Black Wings: American Dreams of Flight
Oct 17, 2013 - Jan 12, 2014
Benjamin O. Davis Jr. was the son of an Army general and a graduate of West Point. Davis led the 99th Fighter Squadron of the Tuskegee Airmen and later the 332nd Fighter Group in North Africa and Italy Photo courtesy Smithsonian’s National Air and Space Museum.
Soar with the stories of African Americans in aviation history and discover what these American aviators achieved and what they overcame when the special exhibition Black Wings: American Dreams of Flight opens at The Haggin Museum on October 17, 2013.
Presented by the Smithsonian’s National Air and Space Museum, Black Wings examines the contributions of some of the most important African American aviators from the past and present who helped make the dream of careers in flight and space exploration possible.

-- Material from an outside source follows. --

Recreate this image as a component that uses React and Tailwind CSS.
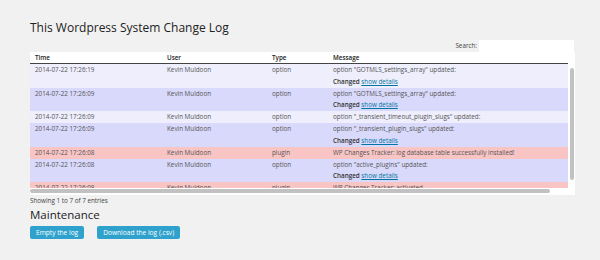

Two of the many figures presented in this exhibition are Bessie Coleman, the first African American woman to obtain her pilot’s license, and aviator William J. Powell who led an ambitious program to promote aviation in the African American community.
Divided into six sections, Black Wings chronicles the evolution of aviation through the stories of African Americans who dreamed of flight, left their mark and helped pave the way for those who would follow. Other aviators whose contributions are explored include the Tuskegee Airmen—the first military division of African American pilots who fought in World War II—and Mae Jemison, the first African American woman to fly in space.
The exhibition is based on the 2008 HarperCollins book Black Wings: Courageous Stories of African Americans in Aviation and Space History, written by exhibition curator Von Hardesty of the National Air and Space Museum.
The exhibition’s national tour is organized by the Smithsonian Institution Traveling Exhibition Service (SITES). The exhibition was made possible by the generous support of the MetLife Foundation.